Write out the material again exactly, please, and omit the pictures.

+---+

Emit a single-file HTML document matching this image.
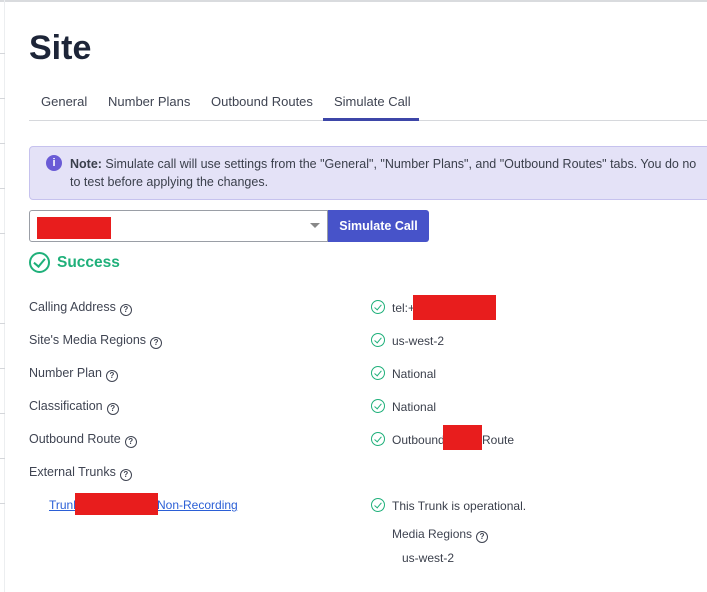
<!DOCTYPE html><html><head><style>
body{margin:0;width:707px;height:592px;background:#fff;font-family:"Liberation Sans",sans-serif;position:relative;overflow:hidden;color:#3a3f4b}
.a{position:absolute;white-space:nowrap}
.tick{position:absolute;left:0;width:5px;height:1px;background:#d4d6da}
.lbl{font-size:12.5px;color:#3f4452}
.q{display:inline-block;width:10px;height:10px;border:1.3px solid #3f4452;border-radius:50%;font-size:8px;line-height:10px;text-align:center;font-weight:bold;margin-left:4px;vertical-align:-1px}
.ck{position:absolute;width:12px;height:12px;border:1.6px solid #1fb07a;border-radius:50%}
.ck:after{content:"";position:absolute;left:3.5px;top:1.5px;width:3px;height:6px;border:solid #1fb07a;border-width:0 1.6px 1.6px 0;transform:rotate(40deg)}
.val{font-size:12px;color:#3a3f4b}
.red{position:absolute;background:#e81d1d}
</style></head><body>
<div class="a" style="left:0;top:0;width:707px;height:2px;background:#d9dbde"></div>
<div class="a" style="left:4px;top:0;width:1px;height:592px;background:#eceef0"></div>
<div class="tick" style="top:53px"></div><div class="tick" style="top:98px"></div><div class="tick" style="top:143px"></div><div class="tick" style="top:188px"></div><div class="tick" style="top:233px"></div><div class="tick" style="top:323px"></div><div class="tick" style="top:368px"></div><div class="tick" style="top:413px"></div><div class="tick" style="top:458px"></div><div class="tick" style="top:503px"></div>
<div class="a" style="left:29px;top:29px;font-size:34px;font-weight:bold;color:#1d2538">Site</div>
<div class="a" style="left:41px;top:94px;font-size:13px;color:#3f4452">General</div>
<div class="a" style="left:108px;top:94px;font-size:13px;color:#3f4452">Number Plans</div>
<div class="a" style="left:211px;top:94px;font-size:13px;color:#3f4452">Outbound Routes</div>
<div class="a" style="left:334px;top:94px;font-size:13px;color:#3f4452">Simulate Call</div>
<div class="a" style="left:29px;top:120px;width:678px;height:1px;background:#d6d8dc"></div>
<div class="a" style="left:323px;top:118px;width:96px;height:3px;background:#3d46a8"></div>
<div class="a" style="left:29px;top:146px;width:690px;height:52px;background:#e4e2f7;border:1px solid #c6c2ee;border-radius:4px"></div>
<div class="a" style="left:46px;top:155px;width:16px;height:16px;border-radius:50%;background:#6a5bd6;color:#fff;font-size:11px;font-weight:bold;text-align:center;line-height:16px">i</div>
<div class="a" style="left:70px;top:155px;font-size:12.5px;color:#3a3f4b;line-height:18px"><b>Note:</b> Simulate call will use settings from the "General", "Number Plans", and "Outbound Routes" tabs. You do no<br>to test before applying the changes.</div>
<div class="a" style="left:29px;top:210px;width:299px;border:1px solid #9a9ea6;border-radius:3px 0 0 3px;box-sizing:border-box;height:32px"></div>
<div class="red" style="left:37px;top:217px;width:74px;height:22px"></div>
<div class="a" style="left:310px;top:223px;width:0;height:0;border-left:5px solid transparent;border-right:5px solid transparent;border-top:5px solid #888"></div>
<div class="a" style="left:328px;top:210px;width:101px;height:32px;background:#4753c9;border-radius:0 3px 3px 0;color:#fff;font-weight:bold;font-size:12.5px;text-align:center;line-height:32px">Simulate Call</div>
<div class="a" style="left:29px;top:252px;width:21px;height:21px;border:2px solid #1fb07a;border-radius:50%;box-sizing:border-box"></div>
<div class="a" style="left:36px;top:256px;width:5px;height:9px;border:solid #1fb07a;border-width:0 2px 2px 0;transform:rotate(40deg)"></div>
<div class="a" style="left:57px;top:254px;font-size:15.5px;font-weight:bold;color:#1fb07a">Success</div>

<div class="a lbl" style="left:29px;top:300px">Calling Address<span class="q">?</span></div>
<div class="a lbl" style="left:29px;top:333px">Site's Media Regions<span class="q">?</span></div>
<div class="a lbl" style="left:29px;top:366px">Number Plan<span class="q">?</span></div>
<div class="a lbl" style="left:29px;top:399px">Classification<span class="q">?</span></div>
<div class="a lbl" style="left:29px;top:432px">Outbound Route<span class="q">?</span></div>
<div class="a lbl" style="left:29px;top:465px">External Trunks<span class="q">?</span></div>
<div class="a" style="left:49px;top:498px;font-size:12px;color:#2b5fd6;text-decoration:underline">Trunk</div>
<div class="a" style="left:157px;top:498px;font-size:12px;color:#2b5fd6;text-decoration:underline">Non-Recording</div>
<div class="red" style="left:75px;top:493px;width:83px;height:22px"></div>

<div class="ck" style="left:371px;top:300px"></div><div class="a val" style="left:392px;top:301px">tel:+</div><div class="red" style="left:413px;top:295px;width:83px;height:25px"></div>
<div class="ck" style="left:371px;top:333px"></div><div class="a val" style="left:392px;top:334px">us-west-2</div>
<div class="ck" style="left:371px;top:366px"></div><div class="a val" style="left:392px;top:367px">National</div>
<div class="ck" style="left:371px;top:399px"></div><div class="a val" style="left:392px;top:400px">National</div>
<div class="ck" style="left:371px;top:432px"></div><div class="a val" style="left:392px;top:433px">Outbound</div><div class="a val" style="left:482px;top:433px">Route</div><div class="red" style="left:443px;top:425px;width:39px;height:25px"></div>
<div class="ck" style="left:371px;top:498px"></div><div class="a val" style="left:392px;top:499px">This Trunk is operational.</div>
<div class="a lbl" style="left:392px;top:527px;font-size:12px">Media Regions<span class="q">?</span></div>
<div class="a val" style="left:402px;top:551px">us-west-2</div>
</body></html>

+---+

SOLUTION:
Emit a single-file HTML document matching this image.
<!DOCTYPE html><html><head><style>
body{margin:0;width:707px;height:592px;background:#fff;font-family:"Liberation Sans",sans-serif;position:relative;overflow:hidden;color:#3a3f4b}
.a{position:absolute;white-space:nowrap}
.tick{position:absolute;left:0;width:5px;height:1px;background:#d4d6da}
.lbl{font-size:12.5px;color:#3f4452}
.q{display:inline-block;width:10px;height:10px;border:1.3px solid #3f4452;border-radius:50%;font-size:8px;line-height:10px;text-align:center;font-weight:bold;margin-left:4px;vertical-align:-1px}
.ck{position:absolute;width:12px;height:12px;border:1.6px solid #1fb07a;border-radius:50%}
.ck:after{content:"";position:absolute;left:3.5px;top:1.5px;width:3px;height:6px;border:solid #1fb07a;border-width:0 1.6px 1.6px 0;transform:rotate(40deg)}
.val{font-size:12px;color:#3a3f4b}
.red{position:absolute;background:#e81d1d}
</style></head><body>
<div class="a" style="left:0;top:0;width:707px;height:2px;background:#d9dbde"></div>
<div class="a" style="left:4px;top:0;width:1px;height:592px;background:#eceef0"></div>
<div class="tick" style="top:53px"></div><div class="tick" style="top:98px"></div><div class="tick" style="top:143px"></div><div class="tick" style="top:188px"></div><div class="tick" style="top:233px"></div><div class="tick" style="top:323px"></div><div class="tick" style="top:368px"></div><div class="tick" style="top:413px"></div><div class="tick" style="top:458px"></div><div class="tick" style="top:503px"></div>
<div class="a" style="left:29px;top:29px;font-size:34px;font-weight:bold;color:#1d2538">Site</div>
<div class="a" style="left:41px;top:94px;font-size:13px;color:#3f4452">General</div>
<div class="a" style="left:108px;top:94px;font-size:13px;color:#3f4452">Number Plans</div>
<div class="a" style="left:211px;top:94px;font-size:13px;color:#3f4452">Outbound Routes</div>
<div class="a" style="left:334px;top:94px;font-size:13px;color:#3f4452">Simulate Call</div>
<div class="a" style="left:29px;top:120px;width:678px;height:1px;background:#d6d8dc"></div>
<div class="a" style="left:323px;top:118px;width:96px;height:3px;background:#3d46a8"></div>
<div class="a" style="left:29px;top:146px;width:690px;height:52px;background:#e4e2f7;border:1px solid #c6c2ee;border-radius:4px"></div>
<div class="a" style="left:46px;top:155px;width:16px;height:16px;border-radius:50%;background:#6a5bd6;color:#fff;font-size:11px;font-weight:bold;text-align:center;line-height:16px">i</div>
<div class="a" style="left:70px;top:155px;font-size:12.5px;color:#3a3f4b;line-height:18px"><b>Note:</b> Simulate call will use settings from the "General", "Number Plans", and "Outbound Routes" tabs. You do no<br>to test before applying the changes.</div>
<div class="a" style="left:29px;top:210px;width:299px;border:1px solid #9a9ea6;border-radius:3px 0 0 3px;box-sizing:border-box;height:32px"></div>
<div class="red" style="left:37px;top:217px;width:74px;height:22px"></div>
<div class="a" style="left:310px;top:223px;width:0;height:0;border-left:5px solid transparent;border-right:5px solid transparent;border-top:5px solid #888"></div>
<div class="a" style="left:328px;top:210px;width:101px;height:32px;background:#4753c9;border-radius:0 3px 3px 0;color:#fff;font-weight:bold;font-size:12.5px;text-align:center;line-height:32px">Simulate Call</div>
<div class="a" style="left:29px;top:252px;width:21px;height:21px;border:2px solid #1fb07a;border-radius:50%;box-sizing:border-box"></div>
<div class="a" style="left:36px;top:256px;width:5px;height:9px;border:solid #1fb07a;border-width:0 2px 2px 0;transform:rotate(40deg)"></div>
<div class="a" style="left:57px;top:254px;font-size:15.5px;font-weight:bold;color:#1fb07a">Success</div>

<div class="a lbl" style="left:29px;top:300px">Calling Address<span class="q">?</span></div>
<div class="a lbl" style="left:29px;top:333px">Site's Media Regions<span class="q">?</span></div>
<div class="a lbl" style="left:29px;top:366px">Number Plan<span class="q">?</span></div>
<div class="a lbl" style="left:29px;top:399px">Classification<span class="q">?</span></div>
<div class="a lbl" style="left:29px;top:432px">Outbound Route<span class="q">?</span></div>
<div class="a lbl" style="left:29px;top:465px">External Trunks<span class="q">?</span></div>
<div class="a" style="left:49px;top:498px;font-size:12px;color:#2b5fd6;text-decoration:underline">Trunk</div>
<div class="a" style="left:157px;top:498px;font-size:12px;color:#2b5fd6;text-decoration:underline">Non-Recording</div>
<div class="red" style="left:75px;top:493px;width:83px;height:22px"></div>

<div class="ck" style="left:371px;top:300px"></div><div class="a val" style="left:392px;top:301px">tel:+</div><div class="red" style="left:413px;top:295px;width:83px;height:25px"></div>
<div class="ck" style="left:371px;top:333px"></div><div class="a val" style="left:392px;top:334px">us-west-2</div>
<div class="ck" style="left:371px;top:366px"></div><div class="a val" style="left:392px;top:367px">National</div>
<div class="ck" style="left:371px;top:399px"></div><div class="a val" style="left:392px;top:400px">National</div>
<div class="ck" style="left:371px;top:432px"></div><div class="a val" style="left:392px;top:433px">Outbound</div><div class="a val" style="left:482px;top:433px">Route</div><div class="red" style="left:443px;top:425px;width:39px;height:25px"></div>
<div class="ck" style="left:371px;top:498px"></div><div class="a val" style="left:392px;top:499px">This Trunk is operational.</div>
<div class="a lbl" style="left:392px;top:527px;font-size:12px">Media Regions<span class="q">?</span></div>
<div class="a val" style="left:402px;top:551px">us-west-2</div>
</body></html>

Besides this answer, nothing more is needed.